-- start Available data --

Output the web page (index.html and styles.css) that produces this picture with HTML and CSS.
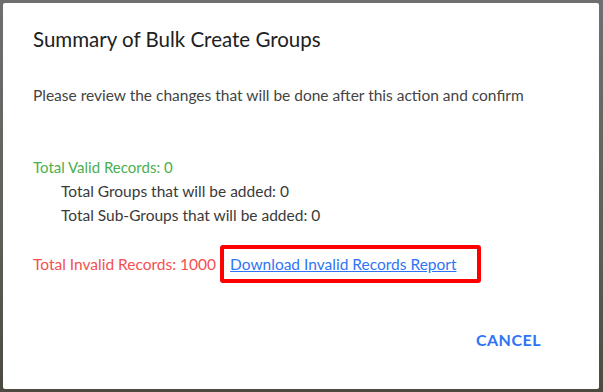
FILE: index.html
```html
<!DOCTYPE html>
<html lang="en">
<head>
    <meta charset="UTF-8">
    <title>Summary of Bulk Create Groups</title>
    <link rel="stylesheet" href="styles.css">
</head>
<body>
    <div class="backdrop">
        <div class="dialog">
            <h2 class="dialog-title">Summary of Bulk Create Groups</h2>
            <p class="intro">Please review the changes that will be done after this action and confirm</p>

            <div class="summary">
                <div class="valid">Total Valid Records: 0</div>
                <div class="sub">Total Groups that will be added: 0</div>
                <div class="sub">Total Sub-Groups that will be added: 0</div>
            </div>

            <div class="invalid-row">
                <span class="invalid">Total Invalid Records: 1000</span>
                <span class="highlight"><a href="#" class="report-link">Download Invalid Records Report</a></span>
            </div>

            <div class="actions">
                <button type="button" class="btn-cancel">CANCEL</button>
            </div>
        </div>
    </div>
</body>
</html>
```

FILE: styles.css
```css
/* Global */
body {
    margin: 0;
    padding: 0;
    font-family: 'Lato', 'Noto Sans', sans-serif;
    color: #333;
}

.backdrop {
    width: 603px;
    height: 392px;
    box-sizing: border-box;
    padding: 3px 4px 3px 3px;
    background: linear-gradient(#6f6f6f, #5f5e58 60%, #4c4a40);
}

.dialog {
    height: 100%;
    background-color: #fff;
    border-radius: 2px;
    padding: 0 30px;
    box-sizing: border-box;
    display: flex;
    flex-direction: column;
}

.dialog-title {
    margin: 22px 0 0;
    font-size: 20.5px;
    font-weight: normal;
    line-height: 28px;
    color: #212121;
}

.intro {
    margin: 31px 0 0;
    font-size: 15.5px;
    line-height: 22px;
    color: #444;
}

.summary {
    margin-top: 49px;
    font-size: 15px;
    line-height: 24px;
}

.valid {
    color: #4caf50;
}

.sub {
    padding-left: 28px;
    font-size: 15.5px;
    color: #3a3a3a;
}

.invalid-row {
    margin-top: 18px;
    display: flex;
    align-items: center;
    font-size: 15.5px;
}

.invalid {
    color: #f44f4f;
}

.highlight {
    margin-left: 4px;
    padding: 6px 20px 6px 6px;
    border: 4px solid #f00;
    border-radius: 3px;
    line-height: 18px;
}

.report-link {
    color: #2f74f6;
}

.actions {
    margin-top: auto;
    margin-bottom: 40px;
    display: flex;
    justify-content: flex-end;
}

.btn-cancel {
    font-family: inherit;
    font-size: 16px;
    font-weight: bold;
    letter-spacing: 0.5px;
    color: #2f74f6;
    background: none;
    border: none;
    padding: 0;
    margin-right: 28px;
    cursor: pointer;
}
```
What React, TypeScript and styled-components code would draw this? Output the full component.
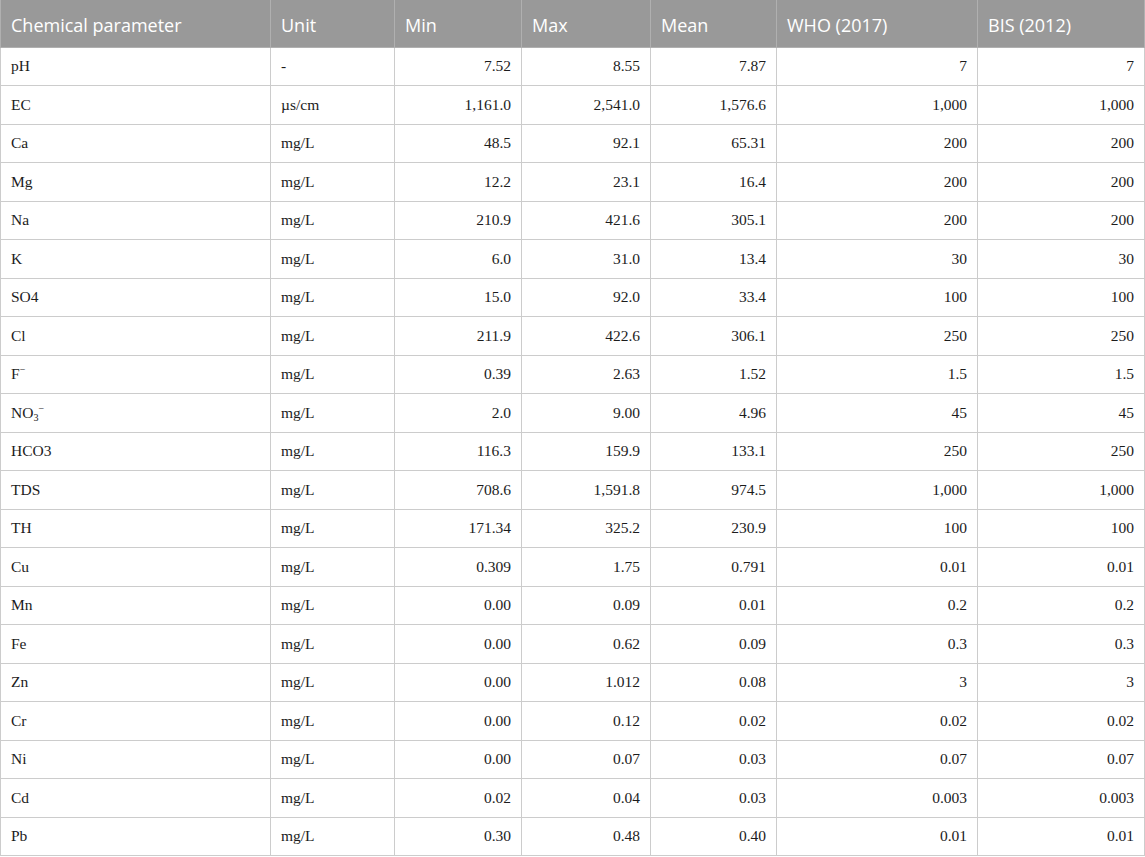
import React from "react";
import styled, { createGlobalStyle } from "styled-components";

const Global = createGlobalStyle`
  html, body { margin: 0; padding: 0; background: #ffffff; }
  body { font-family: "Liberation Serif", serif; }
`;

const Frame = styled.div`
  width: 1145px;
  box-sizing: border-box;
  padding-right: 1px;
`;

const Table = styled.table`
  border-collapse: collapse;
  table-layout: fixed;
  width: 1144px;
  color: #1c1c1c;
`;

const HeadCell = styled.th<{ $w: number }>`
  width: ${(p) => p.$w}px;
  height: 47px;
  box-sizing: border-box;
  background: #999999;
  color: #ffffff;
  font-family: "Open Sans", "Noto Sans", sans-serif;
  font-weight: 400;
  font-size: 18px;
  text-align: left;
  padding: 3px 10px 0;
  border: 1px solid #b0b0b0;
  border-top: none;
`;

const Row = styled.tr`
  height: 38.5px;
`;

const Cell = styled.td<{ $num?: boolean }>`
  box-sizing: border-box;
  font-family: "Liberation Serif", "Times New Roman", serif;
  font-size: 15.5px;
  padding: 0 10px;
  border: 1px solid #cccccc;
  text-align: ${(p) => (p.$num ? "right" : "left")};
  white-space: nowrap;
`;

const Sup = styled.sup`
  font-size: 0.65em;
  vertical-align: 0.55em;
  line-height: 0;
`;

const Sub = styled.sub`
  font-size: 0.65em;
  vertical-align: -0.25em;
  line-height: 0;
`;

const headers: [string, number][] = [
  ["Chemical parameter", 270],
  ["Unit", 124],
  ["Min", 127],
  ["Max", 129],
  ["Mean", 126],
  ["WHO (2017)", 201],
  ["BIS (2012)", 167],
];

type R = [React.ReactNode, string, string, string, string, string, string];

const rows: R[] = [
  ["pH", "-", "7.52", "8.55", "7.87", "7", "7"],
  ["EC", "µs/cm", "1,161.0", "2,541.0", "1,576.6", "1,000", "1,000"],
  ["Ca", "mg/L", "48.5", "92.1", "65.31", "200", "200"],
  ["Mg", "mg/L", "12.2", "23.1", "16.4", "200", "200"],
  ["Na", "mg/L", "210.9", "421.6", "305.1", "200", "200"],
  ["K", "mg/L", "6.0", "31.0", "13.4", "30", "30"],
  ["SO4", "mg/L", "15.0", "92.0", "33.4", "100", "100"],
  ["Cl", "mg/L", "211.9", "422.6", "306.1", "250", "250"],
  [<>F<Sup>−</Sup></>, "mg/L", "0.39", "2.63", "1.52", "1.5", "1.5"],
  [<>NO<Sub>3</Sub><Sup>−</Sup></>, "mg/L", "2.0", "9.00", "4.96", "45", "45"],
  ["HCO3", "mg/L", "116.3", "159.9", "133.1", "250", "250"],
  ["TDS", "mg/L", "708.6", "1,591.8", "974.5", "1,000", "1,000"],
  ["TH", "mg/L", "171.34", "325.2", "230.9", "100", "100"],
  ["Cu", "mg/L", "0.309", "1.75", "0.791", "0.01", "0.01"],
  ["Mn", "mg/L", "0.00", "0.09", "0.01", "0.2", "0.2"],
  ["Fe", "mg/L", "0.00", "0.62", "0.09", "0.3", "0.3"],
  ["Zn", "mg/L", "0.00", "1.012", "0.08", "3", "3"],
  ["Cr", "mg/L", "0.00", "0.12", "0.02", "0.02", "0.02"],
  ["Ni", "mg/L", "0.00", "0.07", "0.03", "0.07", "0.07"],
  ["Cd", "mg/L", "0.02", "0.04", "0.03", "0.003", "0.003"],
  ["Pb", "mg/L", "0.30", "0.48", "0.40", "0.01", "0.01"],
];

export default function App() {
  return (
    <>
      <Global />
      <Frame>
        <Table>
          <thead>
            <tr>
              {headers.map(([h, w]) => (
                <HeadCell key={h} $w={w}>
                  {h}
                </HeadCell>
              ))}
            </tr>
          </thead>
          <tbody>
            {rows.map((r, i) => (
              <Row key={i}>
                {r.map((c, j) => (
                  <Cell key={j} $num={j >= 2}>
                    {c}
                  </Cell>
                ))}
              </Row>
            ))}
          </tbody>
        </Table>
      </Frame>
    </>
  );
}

-- end Available data --

### Directive:
Without the pictures, write out every entry precisely as it appears.

### Solved problem:
Output the web page (index.html and styles.css) that produces this picture with HTML and CSS.
FILE: index.html
```html
<!DOCTYPE html>
<html lang="en">
<head>
    <meta charset="UTF-8">
    <title>Summary of Bulk Create Groups</title>
    <link rel="stylesheet" href="styles.css">
</head>
<body>
    <div class="backdrop">
        <div class="dialog">
            <h2 class="dialog-title">Summary of Bulk Create Groups</h2>
            <p class="intro">Please review the changes that will be done after this action and confirm</p>

            <div class="summary">
                <div class="valid">Total Valid Records: 0</div>
                <div class="sub">Total Groups that will be added: 0</div>
                <div class="sub">Total Sub-Groups that will be added: 0</div>
            </div>

            <div class="invalid-row">
                <span class="invalid">Total Invalid Records: 1000</span>
                <span class="highlight"><a href="#" class="report-link">Download Invalid Records Report</a></span>
            </div>

            <div class="actions">
                <button type="button" class="btn-cancel">CANCEL</button>
            </div>
        </div>
    </div>
</body>
</html>
```

FILE: styles.css
```css
/* Global */
body {
    margin: 0;
    padding: 0;
    font-family: 'Lato', 'Noto Sans', sans-serif;
    color: #333;
}

.backdrop {
    width: 603px;
    height: 392px;
    box-sizing: border-box;
    padding: 3px 4px 3px 3px;
    background: linear-gradient(#6f6f6f, #5f5e58 60%, #4c4a40);
}

.dialog {
    height: 100%;
    background-color: #fff;
    border-radius: 2px;
    padding: 0 30px;
    box-sizing: border-box;
    display: flex;
    flex-direction: column;
}

.dialog-title {
    margin: 22px 0 0;
    font-size: 20.5px;
    font-weight: normal;
    line-height: 28px;
    color: #212121;
}

.intro {
    margin: 31px 0 0;
    font-size: 15.5px;
    line-height: 22px;
    color: #444;
}

.summary {
    margin-top: 49px;
    font-size: 15px;
    line-height: 24px;
}

.valid {
    color: #4caf50;
}

.sub {
    padding-left: 28px;
    font-size: 15.5px;
    color: #3a3a3a;
}

.invalid-row {
    margin-top: 18px;
    display: flex;
    align-items: center;
    font-size: 15.5px;
}

.invalid {
    color: #f44f4f;
}

.highlight {
    margin-left: 4px;
    padding: 6px 20px 6px 6px;
    border: 4px solid #f00;
    border-radius: 3px;
    line-height: 18px;
}

.report-link {
    color: #2f74f6;
}

.actions {
    margin-top: auto;
    margin-bottom: 40px;
    display: flex;
    justify-content: flex-end;
}

.btn-cancel {
    font-family: inherit;
    font-size: 16px;
    font-weight: bold;
    letter-spacing: 0.5px;
    color: #2f74f6;
    background: none;
    border: none;
    padding: 0;
    margin-right: 28px;
    cursor: pointer;
}
```
What React, TypeScript and styled-components code would draw this? Output the full component.
import React from "react";
import styled, { createGlobalStyle } from "styled-components";

const Global = createGlobalStyle`
  html, body { margin: 0; padding: 0; background: #ffffff; }
  body { font-family: "Liberation Serif", serif; }
`;

const Frame = styled.div`
  width: 1145px;
  box-sizing: border-box;
  padding-right: 1px;
`;

const Table = styled.table`
  border-collapse: collapse;
  table-layout: fixed;
  width: 1144px;
  color: #1c1c1c;
`;

const HeadCell = styled.th<{ $w: number }>`
  width: ${(p) => p.$w}px;
  height: 47px;
  box-sizing: border-box;
  background: #999999;
  color: #ffffff;
  font-family: "Open Sans", "Noto Sans", sans-serif;
  font-weight: 400;
  font-size: 18px;
  text-align: left;
  padding: 3px 10px 0;
  border: 1px solid #b0b0b0;
  border-top: none;
`;

const Row = styled.tr`
  height: 38.5px;
`;

const Cell = styled.td<{ $num?: boolean }>`
  box-sizing: border-box;
  font-family: "Liberation Serif", "Times New Roman", serif;
  font-size: 15.5px;
  padding: 0 10px;
  border: 1px solid #cccccc;
  text-align: ${(p) => (p.$num ? "right" : "left")};
  white-space: nowrap;
`;

const Sup = styled.sup`
  font-size: 0.65em;
  vertical-align: 0.55em;
  line-height: 0;
`;

const Sub = styled.sub`
  font-size: 0.65em;
  vertical-align: -0.25em;
  line-height: 0;
`;

const headers: [string, number][] = [
  ["Chemical parameter", 270],
  ["Unit", 124],
  ["Min", 127],
  ["Max", 129],
  ["Mean", 126],
  ["WHO (2017)", 201],
  ["BIS (2012)", 167],
];

type R = [React.ReactNode, string, string, string, string, string, string];

const rows: R[] = [
  ["pH", "-", "7.52", "8.55", "7.87", "7", "7"],
  ["EC", "µs/cm", "1,161.0", "2,541.0", "1,576.6", "1,000", "1,000"],
  ["Ca", "mg/L", "48.5", "92.1", "65.31", "200", "200"],
  ["Mg", "mg/L", "12.2", "23.1", "16.4", "200", "200"],
  ["Na", "mg/L", "210.9", "421.6", "305.1", "200", "200"],
  ["K", "mg/L", "6.0", "31.0", "13.4", "30", "30"],
  ["SO4", "mg/L", "15.0", "92.0", "33.4", "100", "100"],
  ["Cl", "mg/L", "211.9", "422.6", "306.1", "250", "250"],
  [<>F<Sup>−</Sup></>, "mg/L", "0.39", "2.63", "1.52", "1.5", "1.5"],
  [<>NO<Sub>3</Sub><Sup>−</Sup></>, "mg/L", "2.0", "9.00", "4.96", "45", "45"],
  ["HCO3", "mg/L", "116.3", "159.9", "133.1", "250", "250"],
  ["TDS", "mg/L", "708.6", "1,591.8", "974.5", "1,000", "1,000"],
  ["TH", "mg/L", "171.34", "325.2", "230.9", "100", "100"],
  ["Cu", "mg/L", "0.309", "1.75", "0.791", "0.01", "0.01"],
  ["Mn", "mg/L", "0.00", "0.09", "0.01", "0.2", "0.2"],
  ["Fe", "mg/L", "0.00", "0.62", "0.09", "0.3", "0.3"],
  ["Zn", "mg/L", "0.00", "1.012", "0.08", "3", "3"],
  ["Cr", "mg/L", "0.00", "0.12", "0.02", "0.02", "0.02"],
  ["Ni", "mg/L", "0.00", "0.07", "0.03", "0.07", "0.07"],
  ["Cd", "mg/L", "0.02", "0.04", "0.03", "0.003", "0.003"],
  ["Pb", "mg/L", "0.30", "0.48", "0.40", "0.01", "0.01"],
];

export default function App() {
  return (
    <>
      <Global />
      <Frame>
        <Table>
          <thead>
            <tr>
              {headers.map(([h, w]) => (
                <HeadCell key={h} $w={w}>
                  {h}
                </HeadCell>
              ))}
            </tr>
          </thead>
          <tbody>
            {rows.map((r, i) => (
              <Row key={i}>
                {r.map((c, j) => (
                  <Cell key={j} $num={j >= 2}>
                    {c}
                  </Cell>
                ))}
              </Row>
            ))}
          </tbody>
        </Table>
      </Frame>
    </>
  );
}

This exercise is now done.